● **Objective**
Omit the pictures and print exactly the lines of the listing below, starting at the first and ending at the line containing "import React from".

——

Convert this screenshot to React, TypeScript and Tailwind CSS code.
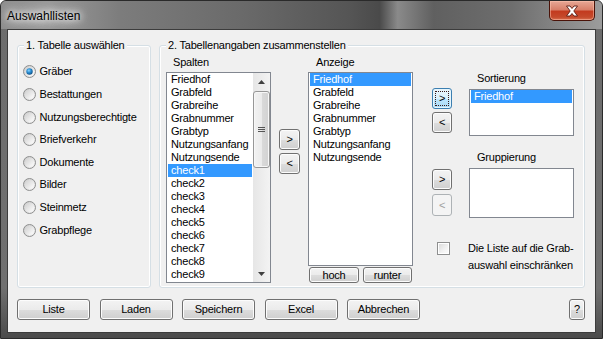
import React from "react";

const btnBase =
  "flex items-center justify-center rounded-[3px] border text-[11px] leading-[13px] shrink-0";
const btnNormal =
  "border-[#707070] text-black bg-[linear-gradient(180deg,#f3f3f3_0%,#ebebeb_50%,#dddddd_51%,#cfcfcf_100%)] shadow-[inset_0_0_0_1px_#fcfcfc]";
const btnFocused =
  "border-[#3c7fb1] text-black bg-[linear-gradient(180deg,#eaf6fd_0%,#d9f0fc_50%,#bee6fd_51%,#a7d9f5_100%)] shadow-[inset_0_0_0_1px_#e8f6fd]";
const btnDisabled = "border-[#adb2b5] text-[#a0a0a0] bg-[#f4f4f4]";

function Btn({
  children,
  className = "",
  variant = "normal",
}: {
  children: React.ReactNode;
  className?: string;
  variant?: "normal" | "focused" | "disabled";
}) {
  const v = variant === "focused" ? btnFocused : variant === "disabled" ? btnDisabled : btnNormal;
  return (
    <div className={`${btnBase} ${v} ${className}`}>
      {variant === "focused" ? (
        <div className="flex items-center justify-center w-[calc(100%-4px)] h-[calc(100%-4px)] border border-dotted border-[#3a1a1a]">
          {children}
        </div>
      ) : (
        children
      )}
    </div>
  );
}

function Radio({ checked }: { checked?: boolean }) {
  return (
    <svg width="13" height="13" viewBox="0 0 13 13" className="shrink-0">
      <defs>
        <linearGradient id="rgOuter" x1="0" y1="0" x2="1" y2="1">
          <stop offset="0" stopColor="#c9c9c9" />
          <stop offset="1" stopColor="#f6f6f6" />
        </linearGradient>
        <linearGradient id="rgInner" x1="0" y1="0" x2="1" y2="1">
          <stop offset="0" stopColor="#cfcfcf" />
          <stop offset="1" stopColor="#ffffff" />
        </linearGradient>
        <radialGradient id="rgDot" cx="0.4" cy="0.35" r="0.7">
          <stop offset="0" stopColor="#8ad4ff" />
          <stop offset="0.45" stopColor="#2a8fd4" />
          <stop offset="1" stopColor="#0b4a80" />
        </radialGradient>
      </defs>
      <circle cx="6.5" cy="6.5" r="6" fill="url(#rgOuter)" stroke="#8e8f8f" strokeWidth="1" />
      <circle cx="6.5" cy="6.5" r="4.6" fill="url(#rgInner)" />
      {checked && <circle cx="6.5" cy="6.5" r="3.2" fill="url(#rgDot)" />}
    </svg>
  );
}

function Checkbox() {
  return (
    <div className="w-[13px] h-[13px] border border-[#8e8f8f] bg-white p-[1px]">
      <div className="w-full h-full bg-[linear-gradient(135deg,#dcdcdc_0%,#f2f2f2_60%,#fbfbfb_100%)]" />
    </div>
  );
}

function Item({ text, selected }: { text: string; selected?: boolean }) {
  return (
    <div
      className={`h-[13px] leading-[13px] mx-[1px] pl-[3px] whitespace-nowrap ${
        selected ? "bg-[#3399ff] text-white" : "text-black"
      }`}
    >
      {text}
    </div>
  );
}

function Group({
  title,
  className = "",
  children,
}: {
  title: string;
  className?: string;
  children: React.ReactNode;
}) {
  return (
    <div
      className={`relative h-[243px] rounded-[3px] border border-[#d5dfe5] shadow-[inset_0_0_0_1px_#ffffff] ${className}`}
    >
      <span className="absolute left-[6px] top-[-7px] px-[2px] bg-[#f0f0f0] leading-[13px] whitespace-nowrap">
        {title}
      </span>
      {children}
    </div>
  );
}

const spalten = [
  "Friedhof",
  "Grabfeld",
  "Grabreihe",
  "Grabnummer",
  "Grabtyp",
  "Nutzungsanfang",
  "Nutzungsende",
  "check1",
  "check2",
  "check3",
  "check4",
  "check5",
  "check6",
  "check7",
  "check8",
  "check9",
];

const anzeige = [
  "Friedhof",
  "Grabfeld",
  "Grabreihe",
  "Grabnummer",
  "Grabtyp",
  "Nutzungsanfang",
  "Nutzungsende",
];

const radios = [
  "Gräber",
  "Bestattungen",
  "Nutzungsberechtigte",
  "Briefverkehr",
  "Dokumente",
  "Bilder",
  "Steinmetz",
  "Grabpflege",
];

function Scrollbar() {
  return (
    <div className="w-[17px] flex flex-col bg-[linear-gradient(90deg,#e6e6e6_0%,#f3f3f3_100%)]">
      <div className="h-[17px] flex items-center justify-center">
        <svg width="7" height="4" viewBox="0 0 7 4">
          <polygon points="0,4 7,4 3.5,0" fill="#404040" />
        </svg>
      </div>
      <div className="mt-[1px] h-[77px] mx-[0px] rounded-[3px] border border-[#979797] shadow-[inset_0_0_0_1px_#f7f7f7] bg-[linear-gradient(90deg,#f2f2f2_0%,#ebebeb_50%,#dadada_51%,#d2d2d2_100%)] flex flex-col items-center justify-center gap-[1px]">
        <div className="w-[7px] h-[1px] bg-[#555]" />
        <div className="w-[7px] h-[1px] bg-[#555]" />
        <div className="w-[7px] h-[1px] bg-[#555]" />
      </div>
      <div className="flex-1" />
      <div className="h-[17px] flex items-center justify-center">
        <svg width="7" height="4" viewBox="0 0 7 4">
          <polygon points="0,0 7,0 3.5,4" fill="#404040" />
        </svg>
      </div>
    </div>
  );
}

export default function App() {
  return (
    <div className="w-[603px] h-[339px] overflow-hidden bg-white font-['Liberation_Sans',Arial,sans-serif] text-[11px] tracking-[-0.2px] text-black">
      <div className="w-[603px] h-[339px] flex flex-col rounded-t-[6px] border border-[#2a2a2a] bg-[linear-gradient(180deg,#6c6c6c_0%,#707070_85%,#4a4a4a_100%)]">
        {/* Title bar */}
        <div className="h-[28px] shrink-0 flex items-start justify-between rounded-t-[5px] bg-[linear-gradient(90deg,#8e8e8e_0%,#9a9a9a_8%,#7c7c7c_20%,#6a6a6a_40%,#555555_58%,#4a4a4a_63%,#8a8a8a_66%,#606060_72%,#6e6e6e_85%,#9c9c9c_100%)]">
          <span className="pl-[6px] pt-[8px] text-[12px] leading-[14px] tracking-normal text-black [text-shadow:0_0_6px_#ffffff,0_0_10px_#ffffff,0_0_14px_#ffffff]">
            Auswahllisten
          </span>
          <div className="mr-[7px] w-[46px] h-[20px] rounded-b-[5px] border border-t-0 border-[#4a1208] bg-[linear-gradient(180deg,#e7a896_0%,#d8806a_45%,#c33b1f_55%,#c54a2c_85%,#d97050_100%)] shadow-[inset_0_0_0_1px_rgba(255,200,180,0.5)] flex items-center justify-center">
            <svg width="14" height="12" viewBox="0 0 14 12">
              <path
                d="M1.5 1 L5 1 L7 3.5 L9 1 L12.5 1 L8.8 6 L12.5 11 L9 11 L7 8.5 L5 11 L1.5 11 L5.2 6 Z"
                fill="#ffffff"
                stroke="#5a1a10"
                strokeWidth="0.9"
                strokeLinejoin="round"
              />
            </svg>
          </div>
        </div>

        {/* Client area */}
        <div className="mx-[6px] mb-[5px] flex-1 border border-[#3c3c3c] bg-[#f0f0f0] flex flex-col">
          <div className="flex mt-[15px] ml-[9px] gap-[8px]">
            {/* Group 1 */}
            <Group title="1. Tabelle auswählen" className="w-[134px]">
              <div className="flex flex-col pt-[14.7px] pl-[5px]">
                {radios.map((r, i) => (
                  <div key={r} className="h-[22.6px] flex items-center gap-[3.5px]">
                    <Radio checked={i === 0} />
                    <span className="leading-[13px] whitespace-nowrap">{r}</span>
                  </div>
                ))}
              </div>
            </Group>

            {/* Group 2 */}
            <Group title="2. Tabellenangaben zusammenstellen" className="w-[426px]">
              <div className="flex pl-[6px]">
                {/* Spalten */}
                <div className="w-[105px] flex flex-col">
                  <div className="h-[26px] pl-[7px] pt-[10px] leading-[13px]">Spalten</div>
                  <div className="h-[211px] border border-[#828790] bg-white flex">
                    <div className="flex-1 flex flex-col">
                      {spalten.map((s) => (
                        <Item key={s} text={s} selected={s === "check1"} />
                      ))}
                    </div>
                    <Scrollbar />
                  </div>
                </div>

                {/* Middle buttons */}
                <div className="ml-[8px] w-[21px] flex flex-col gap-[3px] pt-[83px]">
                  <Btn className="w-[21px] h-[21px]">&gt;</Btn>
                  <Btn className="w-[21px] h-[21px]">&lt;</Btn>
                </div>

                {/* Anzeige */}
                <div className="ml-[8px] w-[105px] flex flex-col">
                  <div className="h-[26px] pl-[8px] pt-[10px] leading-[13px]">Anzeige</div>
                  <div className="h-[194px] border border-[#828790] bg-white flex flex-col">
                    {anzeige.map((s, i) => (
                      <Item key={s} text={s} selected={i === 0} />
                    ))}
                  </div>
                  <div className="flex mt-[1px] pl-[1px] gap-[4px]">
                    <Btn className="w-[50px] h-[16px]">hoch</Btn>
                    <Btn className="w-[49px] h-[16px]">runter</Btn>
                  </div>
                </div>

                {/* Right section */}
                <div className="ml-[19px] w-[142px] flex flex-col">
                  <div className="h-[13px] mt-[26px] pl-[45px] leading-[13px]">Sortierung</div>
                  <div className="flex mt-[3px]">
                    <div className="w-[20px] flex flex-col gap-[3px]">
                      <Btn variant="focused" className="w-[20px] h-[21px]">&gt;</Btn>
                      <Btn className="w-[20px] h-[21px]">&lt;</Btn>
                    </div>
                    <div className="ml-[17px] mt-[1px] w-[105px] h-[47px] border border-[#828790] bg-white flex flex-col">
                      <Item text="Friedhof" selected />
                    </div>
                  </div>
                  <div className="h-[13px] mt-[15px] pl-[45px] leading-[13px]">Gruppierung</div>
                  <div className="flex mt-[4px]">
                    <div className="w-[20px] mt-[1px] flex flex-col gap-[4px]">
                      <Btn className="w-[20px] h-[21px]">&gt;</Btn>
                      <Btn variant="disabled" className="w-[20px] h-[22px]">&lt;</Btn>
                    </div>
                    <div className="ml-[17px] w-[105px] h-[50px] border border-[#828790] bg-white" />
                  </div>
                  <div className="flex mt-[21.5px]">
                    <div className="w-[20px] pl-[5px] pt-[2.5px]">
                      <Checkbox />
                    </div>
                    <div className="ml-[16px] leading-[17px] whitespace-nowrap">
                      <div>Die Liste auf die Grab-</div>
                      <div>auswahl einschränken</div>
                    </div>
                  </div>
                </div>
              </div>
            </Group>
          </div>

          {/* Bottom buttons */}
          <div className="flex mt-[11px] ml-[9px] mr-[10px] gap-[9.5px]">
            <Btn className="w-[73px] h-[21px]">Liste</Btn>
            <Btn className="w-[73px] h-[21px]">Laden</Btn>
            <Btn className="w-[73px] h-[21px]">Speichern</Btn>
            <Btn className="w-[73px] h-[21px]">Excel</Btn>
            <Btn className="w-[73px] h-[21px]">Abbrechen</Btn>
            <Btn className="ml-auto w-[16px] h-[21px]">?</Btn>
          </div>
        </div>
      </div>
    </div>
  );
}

——

● **Final result**
Convert this screenshot to React, TypeScript and Tailwind CSS code.
import React from "react";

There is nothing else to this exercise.